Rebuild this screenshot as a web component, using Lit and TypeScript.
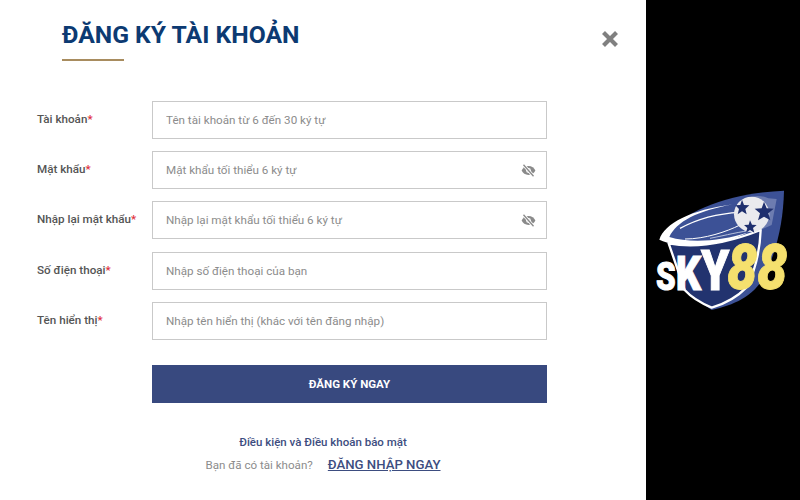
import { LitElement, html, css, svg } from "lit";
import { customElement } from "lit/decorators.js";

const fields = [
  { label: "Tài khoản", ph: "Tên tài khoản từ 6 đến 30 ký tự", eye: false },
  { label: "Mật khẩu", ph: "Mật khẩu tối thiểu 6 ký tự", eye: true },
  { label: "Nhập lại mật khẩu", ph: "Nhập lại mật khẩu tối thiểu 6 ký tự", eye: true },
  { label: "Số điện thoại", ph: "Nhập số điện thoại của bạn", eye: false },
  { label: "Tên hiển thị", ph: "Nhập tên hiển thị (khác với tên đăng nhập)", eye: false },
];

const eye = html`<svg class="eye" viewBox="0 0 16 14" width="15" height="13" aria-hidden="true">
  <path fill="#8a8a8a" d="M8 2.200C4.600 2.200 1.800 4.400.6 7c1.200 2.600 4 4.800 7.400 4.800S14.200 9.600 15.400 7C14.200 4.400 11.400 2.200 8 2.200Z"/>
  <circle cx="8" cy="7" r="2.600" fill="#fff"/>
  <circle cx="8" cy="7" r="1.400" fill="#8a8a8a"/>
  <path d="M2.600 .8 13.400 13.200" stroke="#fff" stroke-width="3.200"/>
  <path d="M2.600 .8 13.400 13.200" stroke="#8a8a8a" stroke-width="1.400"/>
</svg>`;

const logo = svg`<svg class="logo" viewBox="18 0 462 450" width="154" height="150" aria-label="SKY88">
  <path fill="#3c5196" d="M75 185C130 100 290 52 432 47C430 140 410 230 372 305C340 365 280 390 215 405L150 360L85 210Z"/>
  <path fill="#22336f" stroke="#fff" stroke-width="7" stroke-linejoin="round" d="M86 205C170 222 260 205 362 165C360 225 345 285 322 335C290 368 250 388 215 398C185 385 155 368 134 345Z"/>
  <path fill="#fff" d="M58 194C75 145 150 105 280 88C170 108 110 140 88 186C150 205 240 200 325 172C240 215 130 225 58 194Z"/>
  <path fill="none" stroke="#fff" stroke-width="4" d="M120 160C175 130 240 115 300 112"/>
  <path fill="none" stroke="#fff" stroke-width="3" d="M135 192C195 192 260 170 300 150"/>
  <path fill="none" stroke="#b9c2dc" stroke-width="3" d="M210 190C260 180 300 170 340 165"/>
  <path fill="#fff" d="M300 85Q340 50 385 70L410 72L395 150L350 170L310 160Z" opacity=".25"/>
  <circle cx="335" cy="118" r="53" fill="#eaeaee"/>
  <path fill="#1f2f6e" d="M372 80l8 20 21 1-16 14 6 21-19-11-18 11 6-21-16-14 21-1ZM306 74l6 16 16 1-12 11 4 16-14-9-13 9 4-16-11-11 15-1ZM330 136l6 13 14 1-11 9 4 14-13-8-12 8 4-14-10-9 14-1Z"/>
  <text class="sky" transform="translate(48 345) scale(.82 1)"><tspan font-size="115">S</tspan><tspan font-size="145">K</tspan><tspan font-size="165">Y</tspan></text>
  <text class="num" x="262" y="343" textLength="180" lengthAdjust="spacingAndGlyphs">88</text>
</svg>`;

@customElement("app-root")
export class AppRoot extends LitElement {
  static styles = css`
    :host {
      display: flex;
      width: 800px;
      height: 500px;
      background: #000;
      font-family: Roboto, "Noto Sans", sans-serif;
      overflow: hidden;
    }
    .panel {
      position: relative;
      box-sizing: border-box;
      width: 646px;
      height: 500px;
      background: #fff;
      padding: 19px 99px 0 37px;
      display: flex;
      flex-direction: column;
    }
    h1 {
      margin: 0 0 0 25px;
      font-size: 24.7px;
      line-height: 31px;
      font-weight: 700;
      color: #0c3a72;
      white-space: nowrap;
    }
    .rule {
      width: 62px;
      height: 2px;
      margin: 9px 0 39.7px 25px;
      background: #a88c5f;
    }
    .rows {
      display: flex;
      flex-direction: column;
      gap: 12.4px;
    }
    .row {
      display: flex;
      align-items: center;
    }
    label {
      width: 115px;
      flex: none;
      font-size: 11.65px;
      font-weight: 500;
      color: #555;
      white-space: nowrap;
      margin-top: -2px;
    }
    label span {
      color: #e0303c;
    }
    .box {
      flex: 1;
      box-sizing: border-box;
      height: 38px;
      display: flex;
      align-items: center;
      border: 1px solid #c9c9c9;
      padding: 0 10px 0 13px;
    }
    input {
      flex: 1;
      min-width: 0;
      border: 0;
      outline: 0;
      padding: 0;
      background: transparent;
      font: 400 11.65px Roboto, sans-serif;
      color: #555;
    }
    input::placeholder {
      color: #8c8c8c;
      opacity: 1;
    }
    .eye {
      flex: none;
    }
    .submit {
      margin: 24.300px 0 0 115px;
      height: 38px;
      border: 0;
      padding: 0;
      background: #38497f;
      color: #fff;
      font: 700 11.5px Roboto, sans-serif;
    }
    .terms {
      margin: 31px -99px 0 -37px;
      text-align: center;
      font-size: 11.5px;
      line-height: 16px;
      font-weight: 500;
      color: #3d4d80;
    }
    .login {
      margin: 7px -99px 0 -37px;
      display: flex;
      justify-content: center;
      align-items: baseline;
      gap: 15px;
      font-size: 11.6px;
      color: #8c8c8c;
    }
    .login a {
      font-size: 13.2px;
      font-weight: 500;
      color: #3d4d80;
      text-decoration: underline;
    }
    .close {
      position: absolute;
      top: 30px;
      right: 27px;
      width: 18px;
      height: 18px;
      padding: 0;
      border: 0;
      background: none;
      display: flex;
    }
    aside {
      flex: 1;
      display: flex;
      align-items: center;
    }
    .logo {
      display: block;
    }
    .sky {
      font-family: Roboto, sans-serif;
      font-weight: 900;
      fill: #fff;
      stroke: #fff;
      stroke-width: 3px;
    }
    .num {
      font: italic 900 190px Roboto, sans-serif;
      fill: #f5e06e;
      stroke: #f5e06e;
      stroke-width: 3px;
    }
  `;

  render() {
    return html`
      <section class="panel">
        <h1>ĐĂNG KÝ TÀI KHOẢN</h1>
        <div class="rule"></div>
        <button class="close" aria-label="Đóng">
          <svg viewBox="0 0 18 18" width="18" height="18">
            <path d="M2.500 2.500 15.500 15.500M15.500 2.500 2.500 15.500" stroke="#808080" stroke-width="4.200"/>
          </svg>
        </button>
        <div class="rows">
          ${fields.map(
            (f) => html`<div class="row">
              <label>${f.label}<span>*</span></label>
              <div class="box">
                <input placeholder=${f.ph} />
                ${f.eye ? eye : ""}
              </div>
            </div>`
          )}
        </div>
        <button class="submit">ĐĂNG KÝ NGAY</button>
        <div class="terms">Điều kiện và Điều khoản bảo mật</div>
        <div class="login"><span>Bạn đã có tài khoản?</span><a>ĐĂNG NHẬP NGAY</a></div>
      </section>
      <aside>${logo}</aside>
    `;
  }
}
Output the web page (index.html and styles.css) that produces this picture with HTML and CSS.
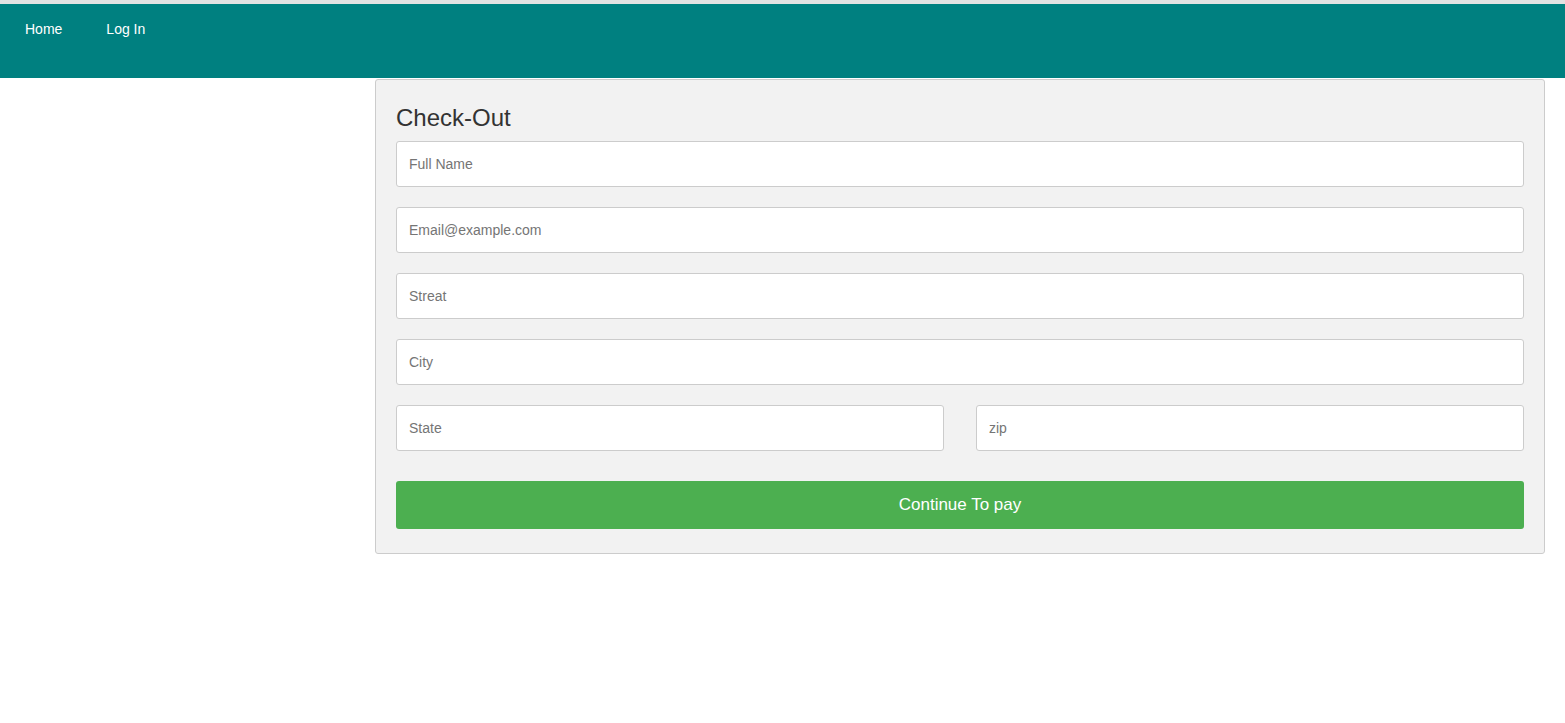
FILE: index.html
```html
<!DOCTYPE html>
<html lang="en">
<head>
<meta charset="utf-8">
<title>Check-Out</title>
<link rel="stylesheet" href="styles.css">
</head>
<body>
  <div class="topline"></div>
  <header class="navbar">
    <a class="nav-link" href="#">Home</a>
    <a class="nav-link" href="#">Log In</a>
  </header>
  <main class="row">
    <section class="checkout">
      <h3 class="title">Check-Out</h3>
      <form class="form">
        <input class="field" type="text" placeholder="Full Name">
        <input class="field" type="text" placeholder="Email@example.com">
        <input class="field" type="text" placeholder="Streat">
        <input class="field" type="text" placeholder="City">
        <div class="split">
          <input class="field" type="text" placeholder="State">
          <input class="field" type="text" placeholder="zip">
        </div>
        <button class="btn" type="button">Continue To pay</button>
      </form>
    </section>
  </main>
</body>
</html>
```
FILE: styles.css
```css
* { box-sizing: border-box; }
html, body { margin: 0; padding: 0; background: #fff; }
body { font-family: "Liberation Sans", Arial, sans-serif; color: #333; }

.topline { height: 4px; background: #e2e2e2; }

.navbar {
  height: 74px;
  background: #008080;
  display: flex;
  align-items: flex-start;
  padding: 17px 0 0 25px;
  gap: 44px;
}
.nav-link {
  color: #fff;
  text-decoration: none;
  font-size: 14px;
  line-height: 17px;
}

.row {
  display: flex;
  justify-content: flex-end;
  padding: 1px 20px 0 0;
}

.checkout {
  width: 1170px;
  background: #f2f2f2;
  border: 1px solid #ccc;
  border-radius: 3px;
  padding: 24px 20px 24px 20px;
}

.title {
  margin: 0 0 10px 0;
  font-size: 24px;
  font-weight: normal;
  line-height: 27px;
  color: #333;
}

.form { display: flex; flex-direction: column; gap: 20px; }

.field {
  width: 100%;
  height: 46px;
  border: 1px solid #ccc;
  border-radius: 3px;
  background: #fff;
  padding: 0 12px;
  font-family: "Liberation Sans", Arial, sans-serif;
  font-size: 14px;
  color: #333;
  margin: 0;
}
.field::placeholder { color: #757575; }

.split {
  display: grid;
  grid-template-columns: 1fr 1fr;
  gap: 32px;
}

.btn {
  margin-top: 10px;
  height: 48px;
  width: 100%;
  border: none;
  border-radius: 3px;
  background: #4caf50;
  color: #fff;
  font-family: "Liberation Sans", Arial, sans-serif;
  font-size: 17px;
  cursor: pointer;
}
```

■ To be done:
Leave out every line without the string "this" and copy the rest.

■ Answer to the task:
Rebuild this screenshot as a web component, using Lit and TypeScript.
Output the web page (index.html and styles.css) that produces this picture with HTML and CSS.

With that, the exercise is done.